The title ‘king of Babylon’ simply denotes the person in charge of the city of Babylon; it needn’t be associated with (what we now refer to as) the Neo-Babylonian empire. Indeed, the text of Isaiah 14.24–27 explicitly identifies the king of Babylon as an Assyrian, and Sargon the Assyrian is known to have conquered the city of Babylon in 710 BC and refers to himself as ‘the king of Babylon’ in Babylon’s inscriptions. The interconnections between Isa. 14’s ‘king of Babylon’ and Isa. 10’s ‘king of Assyria’ provide further reasons to identify ch. 14’s king as an Assyrian. Both are ‘smiters’ of nations and wielders of ‘staffs’ (10.5, 15, 20, 24–27 // 14.5–6); both kings exalt themselves with similar delusions of grandeur and are brought low in similar ways (10.5–15 // 14.9–17), as is Ezekiel 31’s king of Assyria (cp.
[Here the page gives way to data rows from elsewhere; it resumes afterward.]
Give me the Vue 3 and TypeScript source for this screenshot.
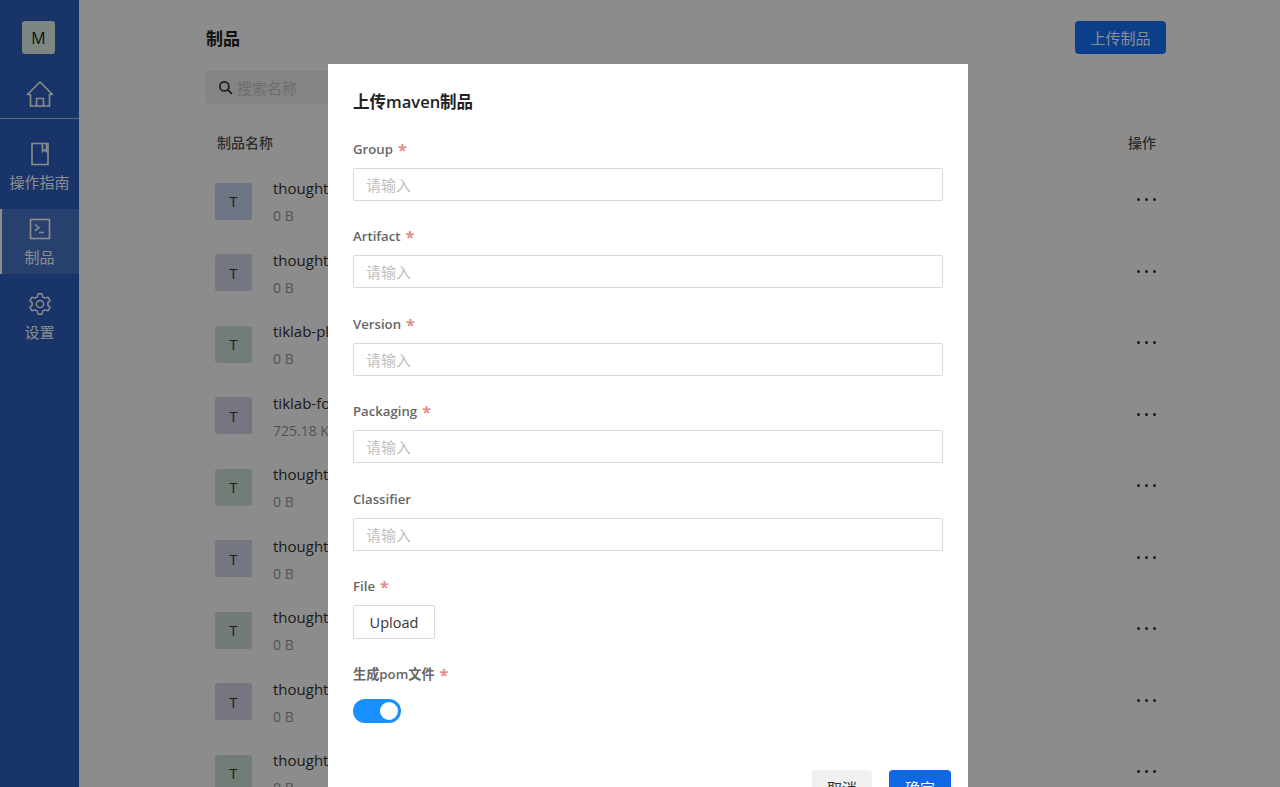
<script setup lang="ts">
const rows = [
  { name: 'thoughtwork', size: '0 B', color: '#c6d6f2' },
  { name: 'thoughtwork', size: '0 B', color: '#d3d8ea' },
  { name: 'tiklab-plugin', size: '0 B', color: '#cfe3df' },
  { name: 'tiklab-form', size: '725.18 KB', color: '#d6d6e8' },
  { name: 'thoughtwork', size: '0 B', color: '#cfe3da' },
  { name: 'thoughtwork', size: '0 B', color: '#d3d8ea' },
  { name: 'thoughtwork', size: '0 B', color: '#cfe0da' },
  { name: 'thoughtwork', size: '0 B', color: '#d6d8e8' },
  { name: 'thoughtwork', size: '0 B', color: '#cfe3da' },
]
const fields = [
  { label: 'Group', required: true },
  { label: 'Artifact', required: true },
  { label: 'Version', required: true },
  { label: 'Packaging', required: true },
  { label: 'Classifier', required: false },
]
</script>

<template>
  <div class="page">
    <aside class="side">
      <div class="logo">M</div>
      <div class="home">
        <svg width="28" height="28" viewBox="0 0 28 28" fill="none" stroke="currentColor" stroke-width="1.6" stroke-linejoin="round" stroke-linecap="round">
          <path d="M1.500 14.500 14 2l12.500 12.500h-3" />
          <path d="M1.500 14.500h3V26h19V14.500" />
          <path d="M10.500 26v-7.500h7V26" />
        </svg>
      </div>
      <div class="nav first">
        <svg width="24" height="24" viewBox="0 0 24 24" fill="none" stroke="currentColor" stroke-width="1.6">
          <path d="M4 1.500h16v21H4z" />
          <path d="M14.500 1.500v8l2-1.600 2 1.600v-8" />
        </svg>
        <span>操作指南</span>
      </div>
      <div class="nav active">
        <svg width="24" height="24" viewBox="0 0 24 24" fill="none" stroke="currentColor" stroke-width="1.6">
          <rect x="2.500" y="2.500" width="19" height="19" />
          <path d="m7 7.500 3.800 3.200L7 13.900M11 15.500h5" />
        </svg>
        <span>制品</span>
      </div>
      <div class="nav">
        <svg width="24" height="24" viewBox="0 0 24 24" fill="none" stroke="currentColor" stroke-width="1.500" stroke-linejoin="round">
          <circle cx="12" cy="12" r="3.600" />
          <path d="M10 1.800h4l.7 3 2.300 1.300 3-.9 2 3.500-2.200 2.100v2.400l2.200 2.100-2 3.500-3-.9-2.300 1.300-.7 3h-4l-.7-3L7 17.900l-3 .9-2-3.500 2.200-2.100v-2.400L2 8.700l2-3.500 3 .9 2.300-1.300z" />
        </svg>
        <span>设置</span>
      </div>
    </aside>

    <main class="main">
      <div class="head">
        <h1>制品</h1>
        <button class="primary" type="button">上传制品</button>
      </div>
      <div class="search">
        <svg width="15" height="15" viewBox="0 0 16 16" fill="none" stroke="currentColor" stroke-width="1.800">
          <circle cx="6.800" cy="6.800" r="4.800" />
          <path d="m10.300 10.300 4.500 4.500" />
        </svg>
        <span>搜索名称</span>
      </div>
      <div class="thead">
        <span>制品名称</span>
        <span>操作</span>
      </div>
      <div v-for="(r, i) in rows" :key="i" class="row">
        <div class="avatar" :style="{ background: r.color }">T</div>
        <div class="info">
          <div class="name">{{ r.name }}</div>
          <div class="size">{{ r.size }}</div>
        </div>
        <div class="dots">
          <i></i><i></i><i></i>
        </div>
      </div>
    </main>

    <div class="mask">
      <section class="modal">
        <h2>上传maven制品</h2>
        <div v-for="f in fields" :key="f.label" class="field">
          <label>{{ f.label }}<em v-if="f.required">*</em></label>
          <input type="text" placeholder="请输入" />
        </div>
        <div class="field">
          <label>File<em>*</em></label>
          <button class="upload" type="button">Upload</button>
        </div>
        <div class="field">
          <label>生成pom文件<em>*</em></label>
          <div class="switch"><b></b></div>
        </div>
        <div class="foot">
          <button class="cancel" type="button">取消</button>
          <button class="ok" type="button">确定</button>
        </div>
      </section>
    </div>
  </div>
</template>

<style scoped>
.page {
  position: relative;
  display: flex;
  height: 787px;
  overflow: hidden;
  background: #fff;
  color: #1f1f1f;
  font-family: "Open Sans", "Noto Sans CJK SC", sans-serif;
  font-size: 14px;
}
.side {
  flex: 0 0 79px;
  display: flex;
  flex-direction: column;
  align-items: stretch;
  background: #2d60c0;
  color: #fff;
}
.logo {
  width: 33px;
  height: 33px;
  margin: 21px 0 0 22px;
  display: flex;
  align-items: center;
  justify-content: center;
  border-radius: 3px;
  background: #e3f5ea;
  color: #222;
  font-size: 16px;
}
.home {
  height: 48px;
  padding-top: 16px;
  display: flex;
  align-items: center;
  justify-content: center;
  border-bottom: 1px solid rgba(255, 255, 255, 0.6);
}
.nav {
  height: 65px;
  margin-top: 10px;
  padding-top: 8px;
  box-sizing: border-box;
  display: flex;
  flex-direction: column;
  align-items: center;
  gap: 6px;
  font-size: 15px;
  line-height: 20px;
  white-space: nowrap;
}
.nav.first { margin-top: 15px; }
.nav.active {
  background: rgba(255, 255, 255, 0.14);
  box-shadow: inset 2px 0 0 #fff;
}
.main {
  flex: 1;
  padding: 21px 114px 0 127px;
  min-width: 0;
}
.head {
  display: flex;
  align-items: center;
  justify-content: space-between;
  height: 33px;
}
h1 {
  margin: -1px 0 0;
  font-size: 17px;
  font-weight: 600;
}
.primary {
  width: 91px;
  height: 33px;
  padding: 0;
  border: 0;
  border-radius: 4px;
  background: #1474fb;
  color: #fff;
  font: inherit;
  font-size: 15px;
}
.search {
  margin-top: 17px;
  width: 300px;
  height: 33px;
  display: flex;
  align-items: center;
  gap: 4px;
  padding-left: 12px;
  box-sizing: border-box;
  border-radius: 3px;
  background: #f0f0f0;
  color: #333;
  font-size: 15px;
}
.search span { color: #c8c8c8; }
.thead {
  display: flex;
  justify-content: space-between;
  height: 40px;
  margin: 18px 0 2px;
  padding: 0 10px 0 11px;
  align-items: center;
  color: #555;
  font-size: 14px;
  font-weight: 500;
}
.row {
  display: flex;
  align-items: center;
  height: 71.5px;
  padding: 0 10px 0 9px;
}
.avatar {
  flex: 0 0 37px;
  height: 37px;
  margin-top: 3px;
  display: flex;
  align-items: center;
  justify-content: center;
  border-radius: 3px;
  font-size: 15px;
  color: #333;
}
.info {
  flex: 1;
  margin-left: 21px;
  margin-top: 5px;
  line-height: 20px;
  white-space: nowrap;
}
.name { color: #333; font-size: 15px; }
.size { margin-top: 8px; color: #999; }
.dots {
  display: flex;
  gap: 5px;
}
.dots i {
  width: 3px;
  height: 3px;
  border-radius: 50%;
  background: #333;
}
.mask {
  position: absolute;
  inset: 0;
  display: flex;
  justify-content: center;
  align-items: flex-start;
  padding-left: 16px;
  background: rgba(0, 0, 0, 0.45);
}
.modal {
  flex: 0 0 640px;
  margin-top: 64px;
  padding: 26px 25px 40px;
  box-sizing: border-box;
  background: #fff;
  color: #222;
}
h2 {
  margin: 0 0 22.700px;
  font-size: 16.500px;
  line-height: 24px;
  font-weight: 600;
}
.field {
  height: 87.500px;
}
label {
  display: block;
  height: 22px;
  margin-bottom: 9px;
  font-size: 13.200px;
  line-height: 24px;
  font-weight: 600;
  color: #666;
}
label em {
  margin-left: 5px;
  font-style: normal;
  font-weight: 700;
  font-size: 16px;
  vertical-align: -2px;
  color: #e58a86;
}
input {
  display: block;
  width: 100%;
  height: 33px;
  padding: 1px 12px 0;
  box-sizing: border-box;
  border: 1px solid #d9d9d9;
  border-radius: 2px;
  outline: 0;
  font: inherit;
  font-size: 15px;
}
input::placeholder { color: #bfbfbf; }
.upload {
  display: block;
  width: 82px;
  height: 34px;
  padding: 0;
  border: 1px solid #d9d9d9;
  border-radius: 2px;
  background: #fff;
  color: #333;
  font: inherit;
  font-size: 14.500px;
}
.switch {
  position: relative;
  width: 48px;
  height: 24px;
  margin-top: 15px;
  border-radius: 12px;
  background: #1890ff;
}
.switch b {
  position: absolute;
  top: 3px;
  right: 3px;
  width: 18px;
  height: 18px;
  border-radius: 50%;
  background: #fff;
}
.foot {
  display: flex;
  justify-content: flex-end;
  gap: 17px;
  margin-top: 21px;
  margin-right: -8px;
}
.foot button {
  height: 34px;
  border: 0;
  border-radius: 4px;
  padding: 0;
  font: inherit;
  font-size: 15px;
}
.cancel { width: 60px; background: #f0f0f0; color: #333; }
.ok { width: 62px; background: #0f67e6; color: #fff; font-weight: 600; }
</style>

<style>
html, body { margin: 0; height: 100%; overflow: hidden; }
</style>
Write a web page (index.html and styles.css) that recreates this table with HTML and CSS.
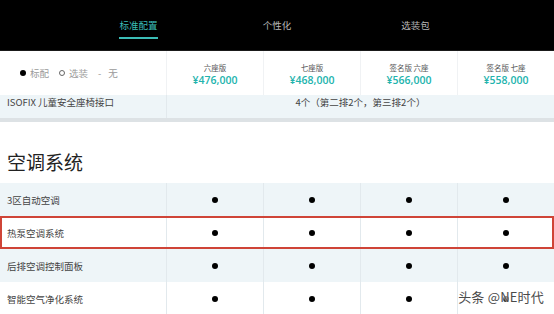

Ezek. 31.10, 15, 18); and, in ch. 14, the cedars of Lebanon rejoice precisely because the threat to them—ch. 10’s ‘woodcutter’—is no more (cp. 10.5, 15, 33–34 // 14.7–8).
That God views the preservation of Assyria as an end in itself is an important part of ch. 4’s logic. The word for ch. 4’s plant (kikayon) doesn’t occur elsewhere in the OT; it is unique to Jonah 4, which I take to reflect the unique value of Assyria as a part of God’s good creation. Just as in the absence of the text of 4.6–11, the Bible’s lexicon would lack a particular word, so, in the absence of Assyria, the world would lack a particular good which isn’t present elsewhere—a part of God’s creation which contributes to its richness, diversity, and glory. God is not interested in mere generalities—plants in general, nations in general, and people in general. He is interested in particular plants, particular nations, and particular people. (I’m grateful to Tim Vasby-Burnie and Alastair Roberts for help with these thoughts.)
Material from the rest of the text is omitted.